▸ GOAL OF THE EXERCISE: Your task is to reproduce the material exactly.
— START INFORMATION SHOWN —
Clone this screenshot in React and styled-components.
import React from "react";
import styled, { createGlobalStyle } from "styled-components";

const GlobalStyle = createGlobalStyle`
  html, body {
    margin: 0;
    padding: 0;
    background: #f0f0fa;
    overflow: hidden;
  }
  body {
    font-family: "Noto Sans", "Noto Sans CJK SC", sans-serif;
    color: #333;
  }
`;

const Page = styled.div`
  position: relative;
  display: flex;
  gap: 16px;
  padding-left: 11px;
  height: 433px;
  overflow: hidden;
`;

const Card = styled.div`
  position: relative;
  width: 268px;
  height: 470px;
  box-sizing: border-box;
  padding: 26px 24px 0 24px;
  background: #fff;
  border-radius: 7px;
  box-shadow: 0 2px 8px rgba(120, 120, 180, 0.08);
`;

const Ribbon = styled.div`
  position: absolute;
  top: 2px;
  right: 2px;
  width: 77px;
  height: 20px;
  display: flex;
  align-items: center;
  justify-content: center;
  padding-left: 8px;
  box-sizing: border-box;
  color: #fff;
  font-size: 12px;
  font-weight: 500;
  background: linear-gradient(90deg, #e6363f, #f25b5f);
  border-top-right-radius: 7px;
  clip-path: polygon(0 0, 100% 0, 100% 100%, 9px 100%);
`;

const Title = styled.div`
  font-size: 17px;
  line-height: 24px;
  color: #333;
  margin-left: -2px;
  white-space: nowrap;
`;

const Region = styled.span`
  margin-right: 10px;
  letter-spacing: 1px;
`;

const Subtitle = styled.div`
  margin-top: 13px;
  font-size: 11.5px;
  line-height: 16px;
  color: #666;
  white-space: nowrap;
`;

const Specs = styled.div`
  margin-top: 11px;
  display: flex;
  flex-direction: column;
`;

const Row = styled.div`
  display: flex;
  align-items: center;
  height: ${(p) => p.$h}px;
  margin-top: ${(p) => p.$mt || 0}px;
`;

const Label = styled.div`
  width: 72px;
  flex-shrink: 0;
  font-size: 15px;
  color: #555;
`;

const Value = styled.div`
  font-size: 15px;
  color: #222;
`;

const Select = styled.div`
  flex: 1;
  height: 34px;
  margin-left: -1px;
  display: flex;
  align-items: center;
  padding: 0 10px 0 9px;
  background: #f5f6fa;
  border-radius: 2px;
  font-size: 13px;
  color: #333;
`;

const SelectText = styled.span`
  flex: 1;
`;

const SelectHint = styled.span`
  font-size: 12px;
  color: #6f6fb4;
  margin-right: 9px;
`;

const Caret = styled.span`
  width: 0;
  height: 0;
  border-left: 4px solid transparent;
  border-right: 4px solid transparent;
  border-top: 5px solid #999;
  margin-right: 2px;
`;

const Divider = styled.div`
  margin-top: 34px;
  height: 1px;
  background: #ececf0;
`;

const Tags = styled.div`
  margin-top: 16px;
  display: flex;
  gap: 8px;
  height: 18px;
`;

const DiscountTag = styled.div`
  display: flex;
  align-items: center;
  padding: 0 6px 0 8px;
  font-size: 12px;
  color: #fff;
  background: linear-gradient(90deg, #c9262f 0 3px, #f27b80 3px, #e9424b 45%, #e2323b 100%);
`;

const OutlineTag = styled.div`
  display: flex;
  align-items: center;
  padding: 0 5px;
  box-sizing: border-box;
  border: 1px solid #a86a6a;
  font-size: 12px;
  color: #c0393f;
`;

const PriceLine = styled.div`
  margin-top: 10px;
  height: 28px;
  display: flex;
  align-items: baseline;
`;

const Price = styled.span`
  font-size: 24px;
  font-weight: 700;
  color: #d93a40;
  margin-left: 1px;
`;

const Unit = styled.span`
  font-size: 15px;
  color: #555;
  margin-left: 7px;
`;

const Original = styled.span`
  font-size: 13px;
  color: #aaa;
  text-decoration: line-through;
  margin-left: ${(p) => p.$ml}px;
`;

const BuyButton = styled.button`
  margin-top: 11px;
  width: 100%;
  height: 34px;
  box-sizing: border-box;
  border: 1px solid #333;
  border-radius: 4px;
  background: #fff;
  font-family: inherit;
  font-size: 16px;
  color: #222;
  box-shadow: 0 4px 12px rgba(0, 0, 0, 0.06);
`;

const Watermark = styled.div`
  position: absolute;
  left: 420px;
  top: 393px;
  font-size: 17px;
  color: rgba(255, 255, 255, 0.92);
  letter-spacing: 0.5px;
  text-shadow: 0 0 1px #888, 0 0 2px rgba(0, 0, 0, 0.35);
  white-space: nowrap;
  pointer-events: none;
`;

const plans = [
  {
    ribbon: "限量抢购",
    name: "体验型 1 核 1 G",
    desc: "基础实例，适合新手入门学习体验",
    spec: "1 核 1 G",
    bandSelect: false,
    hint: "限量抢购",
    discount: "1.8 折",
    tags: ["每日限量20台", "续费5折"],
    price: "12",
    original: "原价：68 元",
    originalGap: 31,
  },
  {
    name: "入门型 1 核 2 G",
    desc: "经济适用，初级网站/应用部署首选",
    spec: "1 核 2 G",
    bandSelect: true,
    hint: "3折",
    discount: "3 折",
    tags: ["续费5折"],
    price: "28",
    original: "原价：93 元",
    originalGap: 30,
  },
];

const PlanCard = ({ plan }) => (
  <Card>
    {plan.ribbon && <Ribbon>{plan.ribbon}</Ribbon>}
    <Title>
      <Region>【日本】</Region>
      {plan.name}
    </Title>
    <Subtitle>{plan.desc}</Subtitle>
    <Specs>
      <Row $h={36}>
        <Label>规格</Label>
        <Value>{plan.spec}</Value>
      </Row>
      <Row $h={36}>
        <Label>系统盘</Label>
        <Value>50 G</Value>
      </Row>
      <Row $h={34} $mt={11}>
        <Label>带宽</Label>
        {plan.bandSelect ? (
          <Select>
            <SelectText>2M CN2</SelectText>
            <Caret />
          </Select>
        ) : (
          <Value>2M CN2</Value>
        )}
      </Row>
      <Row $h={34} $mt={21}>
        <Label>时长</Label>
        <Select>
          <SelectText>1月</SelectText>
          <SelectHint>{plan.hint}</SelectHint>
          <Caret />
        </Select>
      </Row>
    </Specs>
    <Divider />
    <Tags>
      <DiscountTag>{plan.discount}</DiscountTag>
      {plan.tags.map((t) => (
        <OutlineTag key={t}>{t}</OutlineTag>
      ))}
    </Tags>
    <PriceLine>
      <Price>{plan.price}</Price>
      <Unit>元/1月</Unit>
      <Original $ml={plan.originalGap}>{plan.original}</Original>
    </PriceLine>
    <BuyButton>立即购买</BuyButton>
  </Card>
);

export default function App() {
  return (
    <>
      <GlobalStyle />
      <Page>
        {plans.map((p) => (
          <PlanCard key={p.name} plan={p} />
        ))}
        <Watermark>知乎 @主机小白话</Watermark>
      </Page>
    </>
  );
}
— END INFORMATION SHOWN —
▸ COMPLETE ANSWER:
Clone this screenshot in React and styled-components.
import React from "react";
import styled, { createGlobalStyle } from "styled-components";

const GlobalStyle = createGlobalStyle`
  html, body {
    margin: 0;
    padding: 0;
    background: #f0f0fa;
    overflow: hidden;
  }
  body {
    font-family: "Noto Sans", "Noto Sans CJK SC", sans-serif;
    color: #333;
  }
`;

const Page = styled.div`
  position: relative;
  display: flex;
  gap: 16px;
  padding-left: 11px;
  height: 433px;
  overflow: hidden;
`;

const Card = styled.div`
  position: relative;
  width: 268px;
  height: 470px;
  box-sizing: border-box;
  padding: 26px 24px 0 24px;
  background: #fff;
  border-radius: 7px;
  box-shadow: 0 2px 8px rgba(120, 120, 180, 0.08);
`;

const Ribbon = styled.div`
  position: absolute;
  top: 2px;
  right: 2px;
  width: 77px;
  height: 20px;
  display: flex;
  align-items: center;
  justify-content: center;
  padding-left: 8px;
  box-sizing: border-box;
  color: #fff;
  font-size: 12px;
  font-weight: 500;
  background: linear-gradient(90deg, #e6363f, #f25b5f);
  border-top-right-radius: 7px;
  clip-path: polygon(0 0, 100% 0, 100% 100%, 9px 100%);
`;

const Title = styled.div`
  font-size: 17px;
  line-height: 24px;
  color: #333;
  margin-left: -2px;
  white-space: nowrap;
`;

const Region = styled.span`
  margin-right: 10px;
  letter-spacing: 1px;
`;

const Subtitle = styled.div`
  margin-top: 13px;
  font-size: 11.5px;
  line-height: 16px;
  color: #666;
  white-space: nowrap;
`;

const Specs = styled.div`
  margin-top: 11px;
  display: flex;
  flex-direction: column;
`;

const Row = styled.div`
  display: flex;
  align-items: center;
  height: ${(p) => p.$h}px;
  margin-top: ${(p) => p.$mt || 0}px;
`;

const Label = styled.div`
  width: 72px;
  flex-shrink: 0;
  font-size: 15px;
  color: #555;
`;

const Value = styled.div`
  font-size: 15px;
  color: #222;
`;

const Select = styled.div`
  flex: 1;
  height: 34px;
  margin-left: -1px;
  display: flex;
  align-items: center;
  padding: 0 10px 0 9px;
  background: #f5f6fa;
  border-radius: 2px;
  font-size: 13px;
  color: #333;
`;

const SelectText = styled.span`
  flex: 1;
`;

const SelectHint = styled.span`
  font-size: 12px;
  color: #6f6fb4;
  margin-right: 9px;
`;

const Caret = styled.span`
  width: 0;
  height: 0;
  border-left: 4px solid transparent;
  border-right: 4px solid transparent;
  border-top: 5px solid #999;
  margin-right: 2px;
`;

const Divider = styled.div`
  margin-top: 34px;
  height: 1px;
  background: #ececf0;
`;

const Tags = styled.div`
  margin-top: 16px;
  display: flex;
  gap: 8px;
  height: 18px;
`;

const DiscountTag = styled.div`
  display: flex;
  align-items: center;
  padding: 0 6px 0 8px;
  font-size: 12px;
  color: #fff;
  background: linear-gradient(90deg, #c9262f 0 3px, #f27b80 3px, #e9424b 45%, #e2323b 100%);
`;

const OutlineTag = styled.div`
  display: flex;
  align-items: center;
  padding: 0 5px;
  box-sizing: border-box;
  border: 1px solid #a86a6a;
  font-size: 12px;
  color: #c0393f;
`;

const PriceLine = styled.div`
  margin-top: 10px;
  height: 28px;
  display: flex;
  align-items: baseline;
`;

const Price = styled.span`
  font-size: 24px;
  font-weight: 700;
  color: #d93a40;
  margin-left: 1px;
`;

const Unit = styled.span`
  font-size: 15px;
  color: #555;
  margin-left: 7px;
`;

const Original = styled.span`
  font-size: 13px;
  color: #aaa;
  text-decoration: line-through;
  margin-left: ${(p) => p.$ml}px;
`;

const BuyButton = styled.button`
  margin-top: 11px;
  width: 100%;
  height: 34px;
  box-sizing: border-box;
  border: 1px solid #333;
  border-radius: 4px;
  background: #fff;
  font-family: inherit;
  font-size: 16px;
  color: #222;
  box-shadow: 0 4px 12px rgba(0, 0, 0, 0.06);
`;

const Watermark = styled.div`
  position: absolute;
  left: 420px;
  top: 393px;
  font-size: 17px;
  color: rgba(255, 255, 255, 0.92);
  letter-spacing: 0.5px;
  text-shadow: 0 0 1px #888, 0 0 2px rgba(0, 0, 0, 0.35);
  white-space: nowrap;
  pointer-events: none;
`;

const plans = [
  {
    ribbon: "限量抢购",
    name: "体验型 1 核 1 G",
    desc: "基础实例，适合新手入门学习体验",
    spec: "1 核 1 G",
    bandSelect: false,
    hint: "限量抢购",
    discount: "1.8 折",
    tags: ["每日限量20台", "续费5折"],
    price: "12",
    original: "原价：68 元",
    originalGap: 31,
  },
  {
    name: "入门型 1 核 2 G",
    desc: "经济适用，初级网站/应用部署首选",
    spec: "1 核 2 G",
    bandSelect: true,
    hint: "3折",
    discount: "3 折",
    tags: ["续费5折"],
    price: "28",
    original: "原价：93 元",
    originalGap: 30,
  },
];

const PlanCard = ({ plan }) => (
  <Card>
    {plan.ribbon && <Ribbon>{plan.ribbon}</Ribbon>}
    <Title>
      <Region>【日本】</Region>
      {plan.name}
    </Title>
    <Subtitle>{plan.desc}</Subtitle>
    <Specs>
      <Row $h={36}>
        <Label>规格</Label>
        <Value>{plan.spec}</Value>
      </Row>
      <Row $h={36}>
        <Label>系统盘</Label>
        <Value>50 G</Value>
      </Row>
      <Row $h={34} $mt={11}>
        <Label>带宽</Label>
        {plan.bandSelect ? (
          <Select>
            <SelectText>2M CN2</SelectText>
            <Caret />
          </Select>
        ) : (
          <Value>2M CN2</Value>
        )}
      </Row>
      <Row $h={34} $mt={21}>
        <Label>时长</Label>
        <Select>
          <SelectText>1月</SelectText>
          <SelectHint>{plan.hint}</SelectHint>
          <Caret />
        </Select>
      </Row>
    </Specs>
    <Divider />
    <Tags>
      <DiscountTag>{plan.discount}</DiscountTag>
      {plan.tags.map((t) => (
        <OutlineTag key={t}>{t}</OutlineTag>
      ))}
    </Tags>
    <PriceLine>
      <Price>{plan.price}</Price>
      <Unit>元/1月</Unit>
      <Original $ml={plan.originalGap}>{plan.original}</Original>
    </PriceLine>
    <BuyButton>立即购买</BuyButton>
  </Card>
);

export default function App() {
  return (
    <>
      <GlobalStyle />
      <Page>
        {plans.map((p) => (
          <PlanCard key={p.name} plan={p} />
        ))}
        <Watermark>知乎 @主机小白话</Watermark>
      </Page>
    </>
  );
}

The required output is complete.